Motivasi Mahasiswa Berkurang Banyak mahasiswa yang berkuliah di luar kampus terbaik mungkin merasa tidak memiliki peluang di BUMN, sehingga semangat mereka dalam meningkatkan kompetensi berkurang. Padahal, dunia kerja seharusnya menilai individu berdasarkan kemampuan, bukan sekadar almamater.
Persaingan yang Tidak Sehat Alih-alih mendorong persaingan yang sehat, kebijakan ini justru dapat menciptakan monopoli talenta hanya dari universitas tertentu. Padahal, keunggulan seseorang dalam dunia kerja tidak hanya ditentukan oleh nama besar kampus, tetapi juga pengalaman, keterampilan, dan etos kerja.
Bagaimana Seharusnya Rekrutmen BUMN?
Agar lebih adil dan tetap berkualitas, ada beberapa alternatif solusi yang dapat diterapkan dalam rekrutmen BUMN 2025:
Fokus pada Kompetensi dan Prestasi Seleksi seharusnya berbasis keterampilan, pengalaman, dan potensi kepemimpinan, bukan hanya berdasarkan asal universitas.
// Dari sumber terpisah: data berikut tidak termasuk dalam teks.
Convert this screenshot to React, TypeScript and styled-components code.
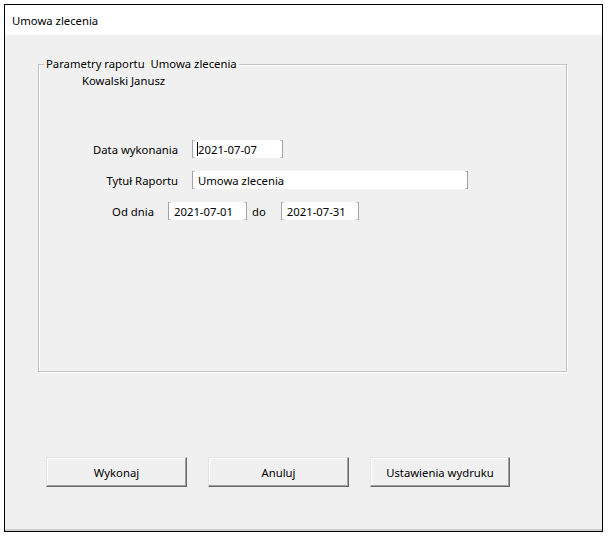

Dengan demikian, semua lulusan memiliki kesempatan yang sama untuk berkarier di BUMN.
Menetapkan Standar Ujian yang Transparan Jika tujuan utama adalah mencari lulusan terbaik, sebaiknya BUMN menetapkan standar ujian masuk yang objektif dan transparan. Ini bisa berupa tes kompetensi, psikotes, dan wawancara berbasis keahlian.
Memberikan Kesempatan bagi Seluruh Perguruan Tinggi BUMN bisa membuka rekrutmen bagi seluruh lulusan dengan sistem kuota yang lebih inklusif, misalnya 70% dari universitas top dan 30% dari universitas lainnya yang memiliki prestasi akademik dan non-akademik unggul.
Menilai Kualitas Berdasarkan Kinerja, Bukan Nama Kampus Banyak lulusan dari universitas non-unggulan yang sukses di dunia kerja karena memiliki keterampilan dan pengalaman yang mumpuni. Oleh karena itu, perusahaan BUMN sebaiknya lebih mempertimbangkan aspek ini dalam proses seleksi.
Kebijakan rekrutmen BUMN 2025 dengan persyaratan lulusan dari 10 universitas terbaik memang bertujuan meningkatkan kualitas SDM, tetapi berpotensi menimbulkan ketidakadilan bagi banyak pencari kerja. Sistem rekrutmen yang baik seharusnya berbasis kompetensi dan keterampilan, bukan hanya melihat almamater semata. Oleh karena itu, diharapkan ada penyesuaian kebijakan agar lebih inklusif dan memberikan kesempatan yang lebih luas bagi seluruh lulusan yang berkompeten.
Bagaimana pendapatmu mengenai kebijakan ini? Apakah menurutmu rekrutmen berdasarkan kampus terbaik adalah langkah yang tepat atau justru membatasi potensi talenta dari berbagai daerah?